───── Data
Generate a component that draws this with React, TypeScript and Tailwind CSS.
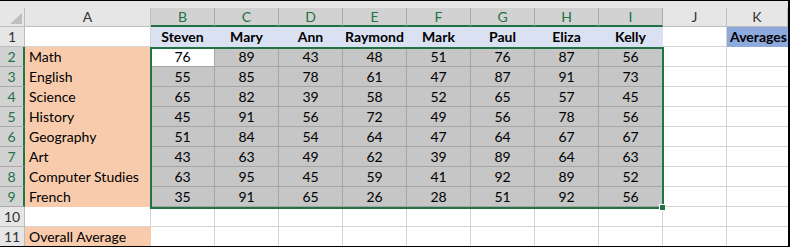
import React from "react";

const names = ["Steven", "Mary", "Ann", "Raymond", "Mark", "Paul", "Eliza", "Kelly"];
const subjects = ["Math", "English", "Science", "History", "Geography", "Art", "Computer Studies", "French"];
const data = [
  [76, 89, 43, 48, 51, 76, 87, 56],
  [55, 85, 78, 61, 47, 87, 91, 73],
  [65, 82, 39, 58, 52, 65, 57, 45],
  [45, 91, 56, 72, 49, 56, 78, 56],
  [51, 84, 54, 64, 47, 64, 67, 67],
  [43, 63, 49, 62, 39, 89, 64, 63],
  [63, 95, 45, 59, 41, 92, 89, 52],
  [35, 91, 65, 26, 28, 51, 92, 56],
];
const cols = ["A", "B", "C", "D", "E", "F", "G", "H", "I", "J", "K"];

const grid = "border-r border-b border-[#d4d4d4]";

export default function App() {
  const cells: React.ReactNode[] = [];

  // header row
  cells.push(
    <div key="corner" className="relative bg-[#e6e6e6] border-r border-b border-[#bdbdbd]">
      <svg width="25" height="19" className="absolute left-0 top-0">
        <polygon points="22,5 22,16 10,16" fill="#bfbfbf" />
      </svg>
    </div>
  );
  cols.forEach((c, i) => {
    const sel = i >= 1 && i <= 8;
    cells.push(
      <div
        key={"h" + c}
        className={
          "flex items-center justify-center border-r " +
          (sel
            ? "bg-[#d2d2d2] border-[#ababab] border-b-2 border-b-[#217346] text-[#217346]"
            : "bg-[#e6e6e6] border-[#bdbdbd] border-b border-b-[#bdbdbd] text-[#333333]")
        }
      >
        {c}
      </div>
    );
  });

  for (let r = 1; r <= 11; r++) {
    const selRow = r >= 2 && r <= 9;
    cells.push(
      <div
        key={"r" + r}
        className={
          "flex items-center justify-center border-b " +
          (selRow
            ? "bg-[#d2d2d2] border-[#ababab] border-r-2 border-r-[#217346] text-[#217346]"
            : "bg-[#e6e6e6] border-[#bdbdbd] border-r border-r-[#bdbdbd] text-[#333333]")
        }
      >
        {r}
      </div>
    );
    // column A
    if (selRow) {
      cells.push(
        <div key={"a" + r} className="bg-[#f8cbad] border-r border-b border-[#f8cbad] pl-[4px] flex items-center whitespace-nowrap">
          {subjects[r - 2]}
        </div>
      );
    } else if (r === 11) {
      cells.push(
        <div key={"a" + r} className="bg-[#f8cbad] border-r border-b border-[#f8cbad] pl-[4px] flex items-center whitespace-nowrap">
          Overall Average
        </div>
      );
    } else {
      cells.push(<div key={"a" + r} className={"bg-white " + grid} />);
    }
    // B..I
    for (let c = 0; c < 8; c++) {
      if (r === 1) {
        cells.push(
          <div key={"d" + r + c} className="bg-[#d9e1f2] border-r border-b border-[#d9e1f2] flex items-center justify-center font-bold">
            {names[c]}
          </div>
        );
      } else if (selRow) {
        const active = r === 2 && c === 0;
        cells.push(
          <div
            key={"d" + r + c}
            className={
              "flex items-center justify-center border-r border-b border-[#a6a6a6] " +
              (active ? "bg-white" : "bg-[#c6c6c6]")
            }
          >
            {data[r - 2][c]}
          </div>
        );
      } else {
        cells.push(<div key={"d" + r + c} className={"bg-white " + grid} />);
      }
    }
    // J
    cells.push(<div key={"j" + r} className={"bg-white " + grid} />);
    // K
    if (r === 1) {
      cells.push(
        <div key={"k" + r} className="bg-[#8ea9db] border-b border-[#8ea9db] pl-[3px] flex items-center font-bold whitespace-nowrap overflow-hidden">
          Averages
        </div>
      );
    } else {
      cells.push(<div key={"k" + r} className="bg-white border-b border-[#d4d4d4]" />);
    }
  }

  return (
    <div
      className="w-[790px] h-[247px] overflow-hidden bg-white border-t border-r-2 border-b border-black text-[14px] text-black leading-none"
      style={{ fontFamily: "Lato, 'Liberation Sans', sans-serif" }}
    >
      <div className="h-[7px] bg-[#e6e6e6]" />
      <div className="relative grid grid-cols-[25px_126px_repeat(9,64px)_61px] grid-rows-[19px_repeat(11,20px)]">
        {cells}
        <div className="absolute left-[150px] top-[39px] w-[514px] h-[162px] border-2 border-[#217346] pointer-events-none" />
        <div className="absolute left-[659px] top-[196px] w-[7px] h-[7px] bg-white p-[1px]">
          <div className="w-full h-full bg-[#217346]" />
        </div>
      </div>
    </div>
  );
}
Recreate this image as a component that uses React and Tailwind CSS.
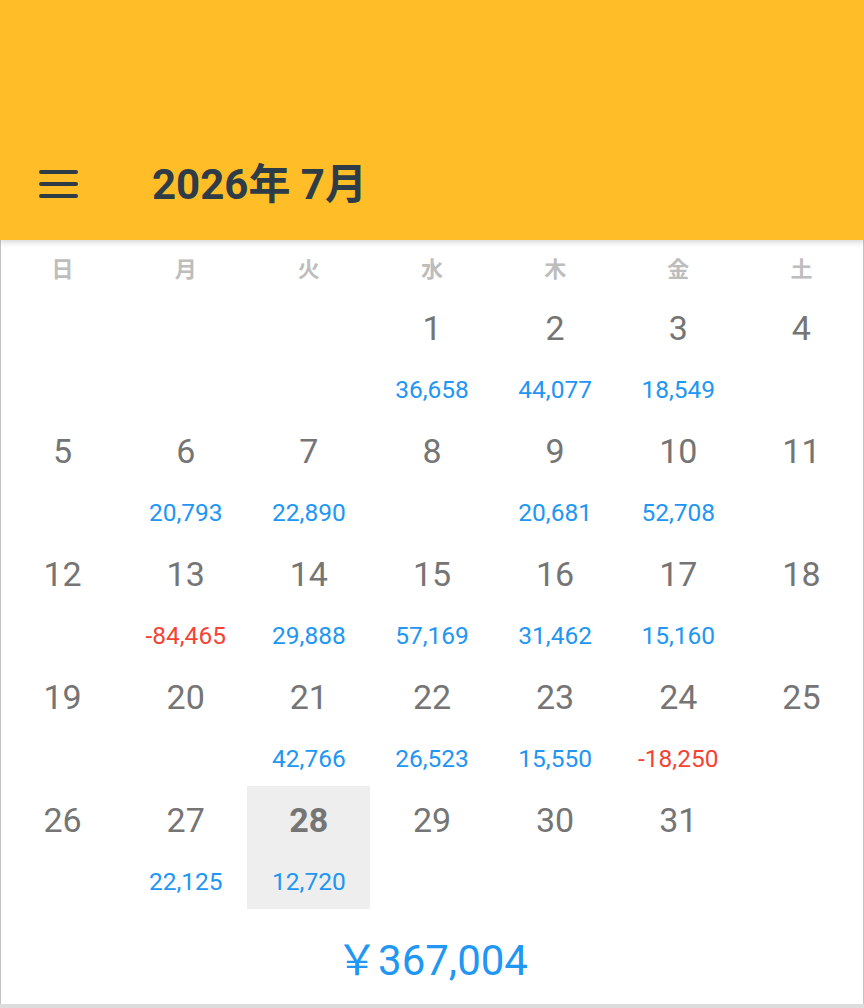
──────────
● **Exercise instructions**:
Write the listing above out again exactly, dropping each image.

● **Full response**:
Generate a component that draws this with React, TypeScript and Tailwind CSS.
import React from "react";

const names = ["Steven", "Mary", "Ann", "Raymond", "Mark", "Paul", "Eliza", "Kelly"];
const subjects = ["Math", "English", "Science", "History", "Geography", "Art", "Computer Studies", "French"];
const data = [
  [76, 89, 43, 48, 51, 76, 87, 56],
  [55, 85, 78, 61, 47, 87, 91, 73],
  [65, 82, 39, 58, 52, 65, 57, 45],
  [45, 91, 56, 72, 49, 56, 78, 56],
  [51, 84, 54, 64, 47, 64, 67, 67],
  [43, 63, 49, 62, 39, 89, 64, 63],
  [63, 95, 45, 59, 41, 92, 89, 52],
  [35, 91, 65, 26, 28, 51, 92, 56],
];
const cols = ["A", "B", "C", "D", "E", "F", "G", "H", "I", "J", "K"];

const grid = "border-r border-b border-[#d4d4d4]";

export default function App() {
  const cells: React.ReactNode[] = [];

  // header row
  cells.push(
    <div key="corner" className="relative bg-[#e6e6e6] border-r border-b border-[#bdbdbd]">
      <svg width="25" height="19" className="absolute left-0 top-0">
        <polygon points="22,5 22,16 10,16" fill="#bfbfbf" />
      </svg>
    </div>
  );
  cols.forEach((c, i) => {
    const sel = i >= 1 && i <= 8;
    cells.push(
      <div
        key={"h" + c}
        className={
          "flex items-center justify-center border-r " +
          (sel
            ? "bg-[#d2d2d2] border-[#ababab] border-b-2 border-b-[#217346] text-[#217346]"
            : "bg-[#e6e6e6] border-[#bdbdbd] border-b border-b-[#bdbdbd] text-[#333333]")
        }
      >
        {c}
      </div>
    );
  });

  for (let r = 1; r <= 11; r++) {
    const selRow = r >= 2 && r <= 9;
    cells.push(
      <div
        key={"r" + r}
        className={
          "flex items-center justify-center border-b " +
          (selRow
            ? "bg-[#d2d2d2] border-[#ababab] border-r-2 border-r-[#217346] text-[#217346]"
            : "bg-[#e6e6e6] border-[#bdbdbd] border-r border-r-[#bdbdbd] text-[#333333]")
        }
      >
        {r}
      </div>
    );
    // column A
    if (selRow) {
      cells.push(
        <div key={"a" + r} className="bg-[#f8cbad] border-r border-b border-[#f8cbad] pl-[4px] flex items-center whitespace-nowrap">
          {subjects[r - 2]}
        </div>
      );
    } else if (r === 11) {
      cells.push(
        <div key={"a" + r} className="bg-[#f8cbad] border-r border-b border-[#f8cbad] pl-[4px] flex items-center whitespace-nowrap">
          Overall Average
        </div>
      );
    } else {
      cells.push(<div key={"a" + r} className={"bg-white " + grid} />);
    }
    // B..I
    for (let c = 0; c < 8; c++) {
      if (r === 1) {
        cells.push(
          <div key={"d" + r + c} className="bg-[#d9e1f2] border-r border-b border-[#d9e1f2] flex items-center justify-center font-bold">
            {names[c]}
          </div>
        );
      } else if (selRow) {
        const active = r === 2 && c === 0;
        cells.push(
          <div
            key={"d" + r + c}
            className={
              "flex items-center justify-center border-r border-b border-[#a6a6a6] " +
              (active ? "bg-white" : "bg-[#c6c6c6]")
            }
          >
            {data[r - 2][c]}
          </div>
        );
      } else {
        cells.push(<div key={"d" + r + c} className={"bg-white " + grid} />);
      }
    }
    // J
    cells.push(<div key={"j" + r} className={"bg-white " + grid} />);
    // K
    if (r === 1) {
      cells.push(
        <div key={"k" + r} className="bg-[#8ea9db] border-b border-[#8ea9db] pl-[3px] flex items-center font-bold whitespace-nowrap overflow-hidden">
          Averages
        </div>
      );
    } else {
      cells.push(<div key={"k" + r} className="bg-white border-b border-[#d4d4d4]" />);
    }
  }

  return (
    <div
      className="w-[790px] h-[247px] overflow-hidden bg-white border-t border-r-2 border-b border-black text-[14px] text-black leading-none"
      style={{ fontFamily: "Lato, 'Liberation Sans', sans-serif" }}
    >
      <div className="h-[7px] bg-[#e6e6e6]" />
      <div className="relative grid grid-cols-[25px_126px_repeat(9,64px)_61px] grid-rows-[19px_repeat(11,20px)]">
        {cells}
        <div className="absolute left-[150px] top-[39px] w-[514px] h-[162px] border-2 border-[#217346] pointer-events-none" />
        <div className="absolute left-[659px] top-[196px] w-[7px] h-[7px] bg-white p-[1px]">
          <div className="w-full h-full bg-[#217346]" />
        </div>
      </div>
    </div>
  );
}
Recreate this image as a component that uses React and Tailwind CSS.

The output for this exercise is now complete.